Implementation guidance and executive recommendations
A successful program usually begins with workflow discovery rather than interface inventory. Map the end-to-end returns lifecycle across ERP, WMS, CRM, carrier, finance, and customer channels. Identify system-of-record boundaries, latency tolerances, exception paths, and compliance checkpoints. Then prioritize the workflows that create the highest operational friction, typically return authorization, warehouse receipt synchronization, disposition-to-finance processing, and customer status visibility.
From there, establish an integration operating model. Define API ownership, event taxonomy, middleware standards, testing strategy, and support responsibilities across platform, ERP, and business teams.

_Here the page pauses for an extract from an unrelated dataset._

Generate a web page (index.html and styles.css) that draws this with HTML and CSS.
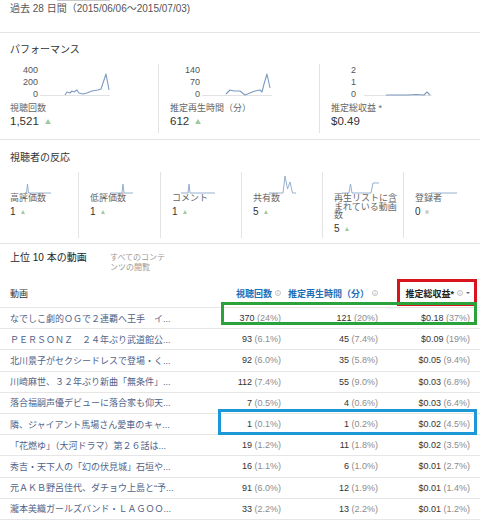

Build reusable services for order validation, SKU normalization, customer account lookup, and refund orchestration. Instrument every critical workflow with trace IDs, business status checkpoints, and SLA alerts. This reduces integration failures while creating a foundation for broader enterprise orchestration across distribution operations.
Executives should evaluate ROI beyond labor savings. The strongest returns integration programs improve inventory accuracy, reduce credit leakage, shorten return cycle time, increase customer transparency, and strengthen auditability. They also create a reusable enterprise connectivity architecture that supports adjacent initiatives such as warranty management, supplier claims, omnichannel fulfillment, and post-sales service workflows.